With the itch to coach again, Wilson joined the North Arkansas College family, which is a Division III junior college located south of Branson in Harrison, Ark.
Twenty-two seasons later, Wilson is still at the school and recently recognized for his 700th Northark Pioneer coaching win, which ran his career total to 858 (and counting) as a head coach at all levels.
"This is the purest form of baseball," said the 67-year-old Wilson, who has produced 15 players who have played at some level of professional baseball. "We offer no scholarships, so everyone is at the same level. You're teaching the game to a lot of small-town kids who haven't played many games and we give them the opportunity to play a lot. In the fall we'll scrimmage all day - some days 36 innings - so there's the opportunity to get better. We may not be as talented at the beginning, but we're hungry to learn."

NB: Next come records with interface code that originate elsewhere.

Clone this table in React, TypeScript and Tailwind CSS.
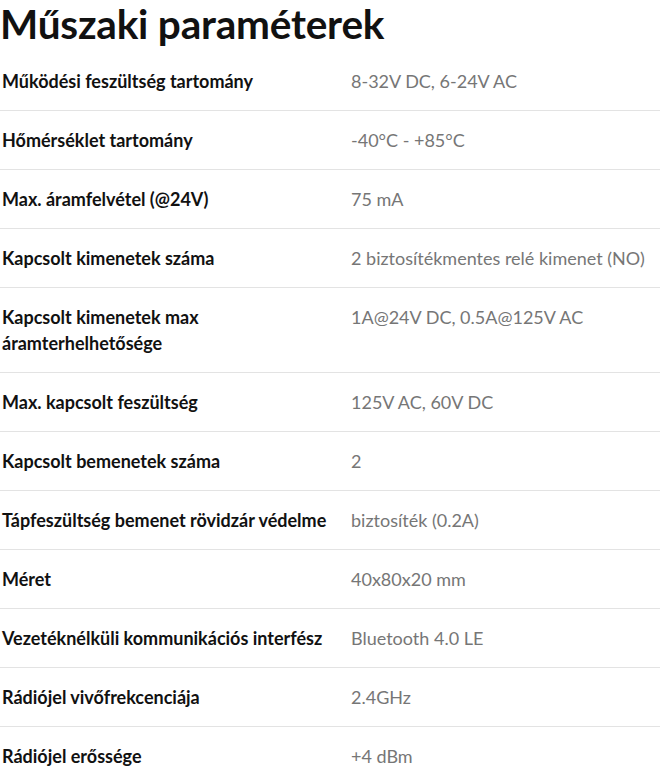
const rows: [string, string][] = [
  ["Működési feszültség tartomány", "8-32V DC, 6-24V AC"],
  ["Hőmérséklet tartomány", "-40°C - +85°C"],
  ["Max. áramfelvétel (@24V)", "75 mA"],
  ["Kapcsolt kimenetek száma", "2 biztosítékmentes relé kimenet (NO)"],
  ["Kapcsolt kimenetek max áramterhelhetősége", "1A@24V DC, 0.5A@125V AC"],
  ["Max. kapcsolt feszültség", "125V AC, 60V DC"],
  ["Kapcsolt bemenetek száma", "2"],
  ["Tápfeszültség bemenet rövidzár védelme", "biztosíték (0.2A)"],
  ["Méret", "40x80x20 mm"],
  ["Vezetéknélküli kommunikációs interfész", "Bluetooth 4.0 LE"],
  ["Rádiójel vivőfrekcenciája", "2.4GHz"],
  ["Rádiójel erőssége", "+4 dBm"],
];

export default function App() {
  return (
    <div className="bg-white w-[660px] font-['Lato',sans-serif] text-[#111]">
      {/* Title */}
      <h2 className="text-[40.5px] font-bold leading-[48px] mb-1 tracking-[-0.2px]">
        Műszaki paraméterek
      </h2>

      {/* Spec table */}
      <div>
        {rows.map(([label, value]) => (
          <div
            key={label}
            className="grid grid-cols-[351px_1fr] border-b border-[#e3e3e3] py-4 text-[18px] leading-[26px]"
          >
            <div className="font-bold pl-0.5 pr-6">{label}</div>
            <div className="text-[#767676]">{value}</div>
          </div>
        ))}
      </div>
    </div>
  );
}
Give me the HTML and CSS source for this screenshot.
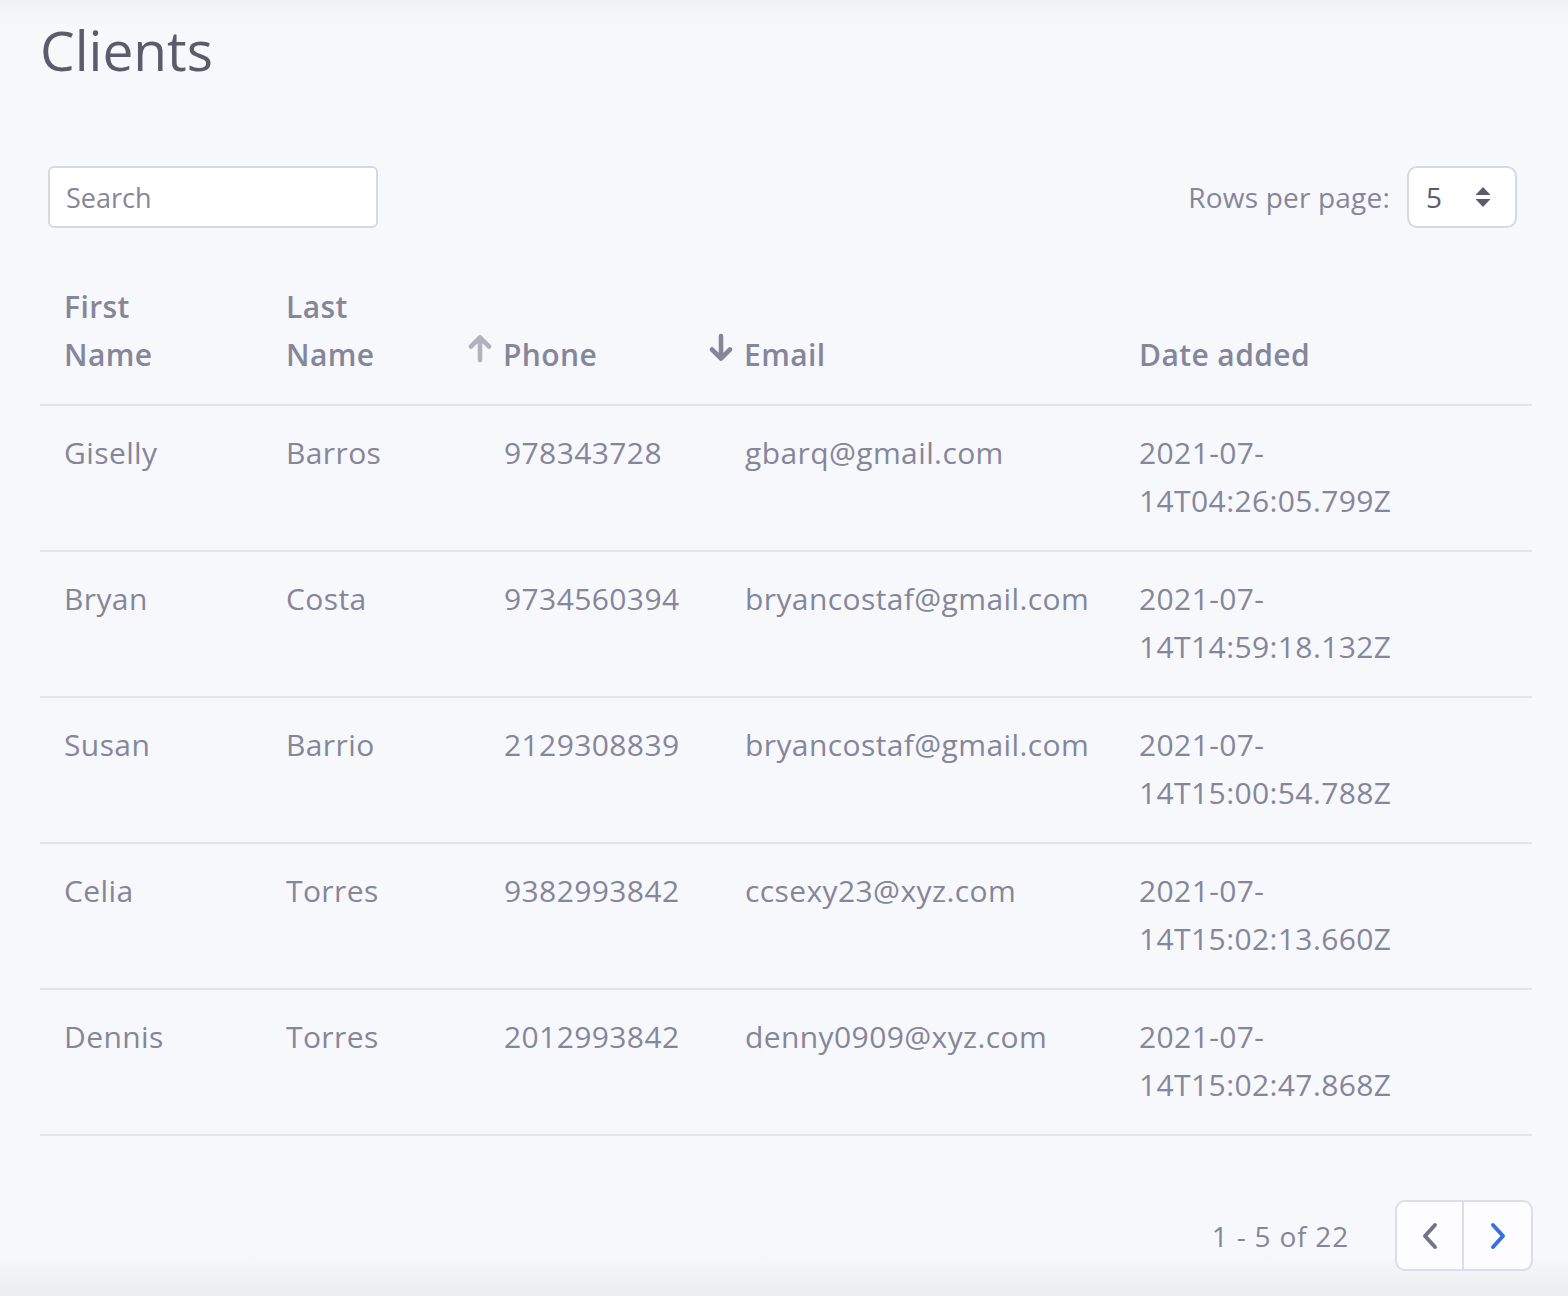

That learning extends to the classroom where, as Wilson says, "I am the physical education department" teaching up to 15 academic hours per week in first aid, sports officiating and baseball theory.
"Our classes are small, so you know the name of everyone who comes through the door," Wilson said. "We offer a wide range of classes, which includes the technical side. If you want to be a welder, you can do that and be a baseball player, too."
On the field, Wilson laughs when comparing today's player to that of yesteryear.
"The baseball is the same," he said. "The haircuts are different, the earrings are different and the tattoos are different, but the game of baseball, and how you teach it, hasn't changed. I'm still having a lot of fun with it."